С каждым днем машины становятся все лучше и совершеннее, постепенно отвоевывая у человека планету в этой невидимой войне.
В конце пятидесятых я часто слышал, как совершенно разные люди говорили: «Человек может летать лишь над своей планетой. Космос — это для болонок и обезьян». Каждый раз, когда я слышал такое, мне хотелось сломать этому человеку нос. Но почему-то каждый раз я сдерживался.
Я ненавижу ложь. Меня трясет, когда люди заявляют, что Китайскую стену видно из космоса.

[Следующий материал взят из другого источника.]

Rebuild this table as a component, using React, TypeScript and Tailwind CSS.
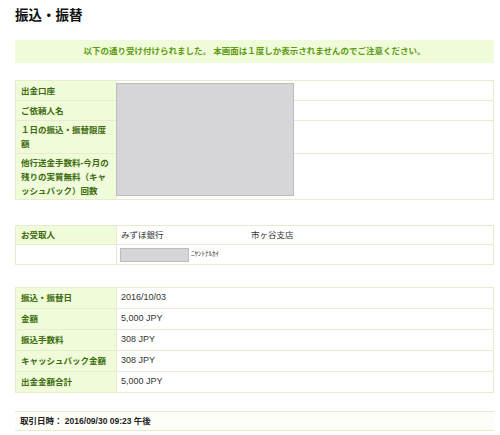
const JP = "font-['Liberation_Sans','Noto_Sans_CJK_JP',sans-serif]"

function Label({ children }: { children: React.ReactNode }) {
  return (
    <div className="w-[101px] shrink-0 bg-[#effbd9] border-r border-[#e6edcc] px-[5px] flex items-center text-[8.5px] leading-[14px] font-bold text-[#3d6b0f]">
      <span>{children}</span>
    </div>
  )
}

function Row({ label, value, h, last }: { label: React.ReactNode; value?: React.ReactNode; h: string; last?: boolean }) {
  return (
    <div className={`flex ${h} ${last ? '' : 'border-b border-[#e6edcc]'}`}>
      <Label>{label}</Label>
      <div className="flex-1 flex items-center pl-[4px] text-[9px] text-[#333]">{value}</div>
    </div>
  )
}

export default function App() {
  return (
    <div className={`w-[500px] h-[435px] bg-white ${JP} overflow-hidden`}>
      <div className="pl-[15px] pr-[6px]">
        <h1 className="pt-[7px] text-[13.5px] leading-[18px] font-bold text-[#111]">振込・振替</h1>

        <div className="mt-[15px] h-[23px] bg-[#f0fcd9] flex items-center justify-center text-[8.5px] font-bold text-[#5e9a12]">
          以下の通り受け付けられました。 本画面は１度しか表示されませんのでご注意ください。
        </div>

        {/* 出金口座 */}
        <div className="relative mt-[17px] border border-[#e6edcc]">
          <Row h="h-[20px]" label="出金口座" />
          <Row h="h-[20px]" label="ご依頼人名" />
          <Row h="h-[33px]" label="１日の振込・振替限度額" />
          <Row h="h-[45px]" last label="他行送金手数料-今月の残りの実質無料（キャッシュバック）回数" />
          <div className="absolute left-[100px] top-[2px] w-[178px] h-[113px] bg-[#d6d6d8] border border-[#bdbdbf]" />
        </div>

        {/* お受取人 */}
        <div className="mt-[25px] border border-[#e6edcc]">
          <div className="flex h-[19px] border-b border-[#e6edcc]">
            <Label>お受取人</Label>
            <div className="flex-1 flex items-center pl-[4px] text-[8.5px] text-[#333]">
              <span className="w-[130px]">みずほ銀行</span>
              <span>市ヶ谷支店</span>
            </div>
          </div>
          <div className="flex h-[19px]">
            <div className="w-[101px] shrink-0 border-r border-[#e6edcc]" />
            <div className="flex-1 flex items-center pl-[3px] gap-[2px]">
              <div className="w-[69px] h-[14px] bg-[#d6d6d8] border border-[#bdbdbf]" />
              <span className="text-[7px] text-[#333]">ﾆﾔﾝﾄﾅﾙｶｲ</span>
            </div>
          </div>
        </div>

        {/* 振込内容 */}
        <div className="mt-[22px] border border-[#e6edcc]">
          <Row h="h-[21px]" label="振込・振替日" value="2016/10/03" />
          <Row h="h-[21px]" label="金額" value="5,000 JPY" />
          <Row h="h-[21px]" label="振込手数料" value="308 JPY" />
          <Row h="h-[21px]" label="キャッシュバック金額" value="308 JPY" />
          <Row h="h-[20px]" last label="出金金額合計" value="5,000 JPY" />
        </div>

        <div className="mt-[18px] h-[20px] bg-[#fdfef7] border-y border-[#e6edcc] flex items-center pl-[5px] text-[8.5px] font-bold text-[#222]">
          取引日時： 2016/09/30 09:23 午後
        </div>
      </div>
    </div>
  )
}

Я говорил со многими из тех, кто летал на шаттлах, особенно с теми, кто многократно пролетал по орбите над Китаем, и никто из них не видел никакой стены.
Меня часто спрашивают о том, почему из нашей высадки на Луну мы привезли так много фотографий Базза Олдрина и так мало моих. Что ж, видимо, он выглядит гораздо фотогеничнее в скафандре.
Вернемся ли мы на Луну? Я не могу сказать наверняка. Сейчас это зависит от такого большого количества совершенно непредсказуемых обстоятельств и сил, что контролировать этот процесс решительно невозможно. Проще научить кошек выпасаться стадами.
У меня все еще есть удостоверение пилота, и я готов им воспользоваться в любой момент.
Я уверен, что число сердцебиений каждого человека сочтено еще при рождении. Я не хочу знать, сколько сердцебиений у меня в запасе. Я лишь хочу прожить жизнь, в которой каждый удар сердца — это удар колокола. И я не хочу носиться по улицам, как истеричная несушка, выскочившая из-под топора.
Из всего, что я слышал, самое сильное впечатление на меня произвела фраза, которую сказал при мне один геолог. «Камни помнят, — сказал он. — Камни помнят все». Вот и я говорю вам: «Камни все помнят».
Астронавты не умирают по субботам. По крайней мере, я не знаю ни одного случая.